1.9.4 Good Faith, Equity and Public Policy in Contract

The concept of good faith, rooted in Roman law, has evolved to balance freedom of
contract with fairness in modern law. In South Africa, debates have focused on whether
fairness and good faith should allow courts to intervene directly in contracts. While courts
acknowledge the importance of these values, they emphasize that intervention is only
justified when a contract term is unjust or contrary to public policy. The Constitutional
Court has increasingly incorporated constitutional values like ubuntu into its decisions,
promoting fairness while maintaining legal certainty. The Beadica case highlighted the need
to balance contractual freedom with public policy, stressing fairness and reasonableness
in contract law.
1.10 The Consumer Protection Act 68 of 2008 (CPA)

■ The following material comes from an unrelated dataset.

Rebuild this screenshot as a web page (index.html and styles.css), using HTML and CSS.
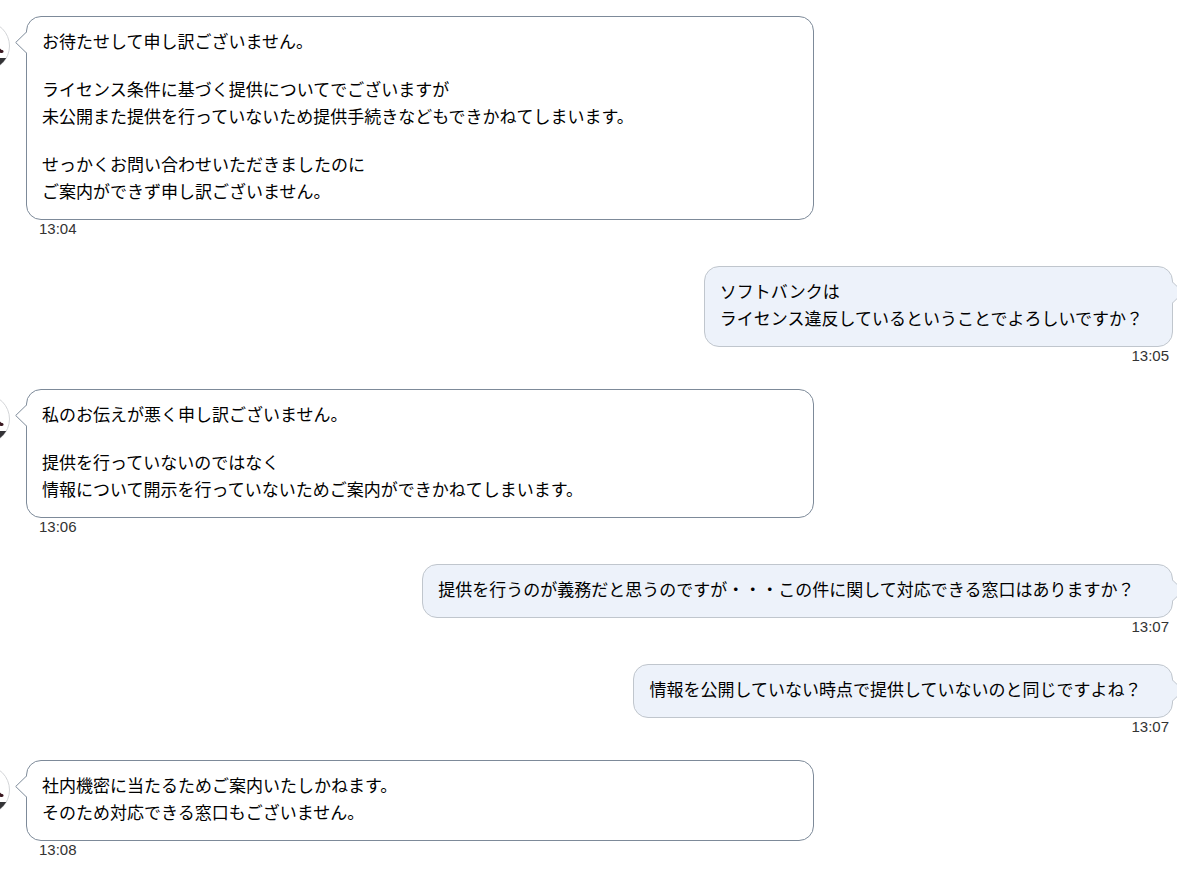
FILE: index.html
```html
<!DOCTYPE html>
<html lang="ja">
<head>
<meta charset="utf-8">
<title>チャット</title>
<link rel="stylesheet" href="styles.css">
</head>
<body>
<svg class="defs" aria-hidden="true">
  <symbol id="avatar" viewBox="0 0 50 50">
    <circle cx="25" cy="25" r="24.5" fill="#fff" stroke="#d3d5d8"/>
    <path d="M36 28L40 27.5Q41 29 43 29.2Q44.5 31.5 42 32Q39 32 36 30.5Z" fill="#3a1820"/>
    <path d="M36 37H46.2A24 24 0 0 1 36 46.5Z" fill="#333336"/>
  </symbol>
  <symbol id="tail" viewBox="0 0 12 23">
    <path d="M12 0.5L0.7 11.5L12 22.5" fill="var(--fill)" stroke="var(--line)"/>
  </symbol>
</svg>
<main class="chat">
  <article class="message message-in">
    <svg class="avatar" aria-hidden="true"><use href="#avatar"/></svg>
    <div class="bubble">
      <svg class="tail" aria-hidden="true"><use href="#tail"/></svg>
      <p>お待たせして申し訳ございません。</p>
      <p>ライセンス条件に基づく提供についてでございますが<br>未公開また提供を行っていないため提供手続きなどもできかねてしまいます。</p>
      <p>せっかくお問い合わせいただきましたのに<br>ご案内ができず申し訳ございません。</p>
    </div>
    <time class="time">13:04</time>
  </article>
  <article class="message message-out">
    <div class="bubble bubble-small">
      <svg class="tail" aria-hidden="true"><use href="#tail"/></svg>
      <p>ソフトバンクは<br>ライセンス違反しているということでよろしいですか？</p>
    </div>
    <time class="time">13:05</time>
  </article>
  <article class="message message-in">
    <svg class="avatar" aria-hidden="true"><use href="#avatar"/></svg>
    <div class="bubble">
      <svg class="tail" aria-hidden="true"><use href="#tail"/></svg>
      <p>私のお伝えが悪く申し訳ございません。</p>
      <p>提供を行っていないのではなく<br>情報について開示を行っていないためご案内ができかねてしまいます。</p>
    </div>
    <time class="time">13:06</time>
  </article>
  <article class="message message-out">
    <div class="bubble bubble-large">
      <svg class="tail" aria-hidden="true"><use href="#tail"/></svg>
      <p>提供を行うのが義務だと思うのですが・・・この件に関して対応できる窓口はありますか？</p>
    </div>
    <time class="time">13:07</time>
  </article>
  <article class="message message-out">
    <div class="bubble bubble-medium">
      <svg class="tail" aria-hidden="true"><use href="#tail"/></svg>
      <p>情報を公開していない時点で提供していないのと同じですよね？</p>
    </div>
    <time class="time">13:07</time>
  </article>
  <article class="message message-in">
    <svg class="avatar" aria-hidden="true"><use href="#avatar"/></svg>
    <div class="bubble">
      <svg class="tail" aria-hidden="true"><use href="#tail"/></svg>
      <p>社内機密に当たるためご案内いたしかねます。<br>そのため対応できる窓口もございません。</p>
    </div>
    <time class="time">13:08</time>
  </article>
</main>
</body>
</html>
```

FILE: styles.css
```css
* { box-sizing: border-box; }

body {
  margin: 0;
  background: #fff;
  color: #000;
  font: 17px/27px "Noto Sans CJK JP", sans-serif;
  overflow-x: hidden;
}

.defs {
  position: absolute;
  width: 0;
  height: 0;
}

.chat {
  display: flex;
  flex-direction: column;
  padding: 16px 4px 0 0;
}

.message {
  position: relative;
  display: flex;
  flex-direction: column;
}

.message + .message-in { margin-top: 24px; }
.message + .message-out { margin-top: 28px; }

.message-in {
  --line: #7d8a99;
  --fill: #fff;
  align-items: flex-start;
  padding-left: 26px;
}

.message-out {
  --line: #c0c6cd;
  --fill: #edf2fa;
  align-items: flex-end;
}

.bubble {
  position: relative;
  padding: 10px 15px 15px;
  border: 1px solid var(--line);
  border-radius: 15px;
  background: var(--fill);
}

.message-in .bubble { width: 788px; max-width: 100%; }
.bubble-small { min-width: 40%; }
.bubble-medium { min-width: 46%; }
.bubble-large { min-width: 64%; }

.bubble p { margin: 0; }
.bubble p + p { margin-top: 21px; }

.tail {
  position: absolute;
  top: 14px;
  left: -12px;
  width: 12px;
  height: 23px;
}

.message-out .tail {
  left: auto;
  right: -12px;
  transform: scaleX(-1);
}

.avatar {
  position: absolute;
  top: 5px;
  left: -40px;
  width: 50px;
  height: 50px;
}

.time {
  padding: 0 4px 0 13px;
  color: #333;
  font: 15px/18px "Liberation Sans", Arial, sans-serif;
}
```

The Consumer Protection Act (CPA), which came into effect on 1 April 2011, aims to
protect consumers from exploitation and promote fair business practices in South Africa. It
establishes a legal framework to ensure a fair, accessible, and responsible consumer
market and protects consumers' rights, including the right to privacy, equal treatment, fair
marketing, and fair, just, and reasonable terms and conditions. The Act prohibits terms that
mislead or exploit consumers, such as waiving rights or limiting supplier liability for gross
negligence. It also mandates that terms be fair and transparent, ensuring they are not
excessively one-sided or inequitable. Non-compliance with the CPA can result in
sanctions, including fines and penalties, and may render certain contract terms void. The
CPA applies to most transactions between suppliers and consumers but excludes certain
transactions like those involving the State or larger businesses.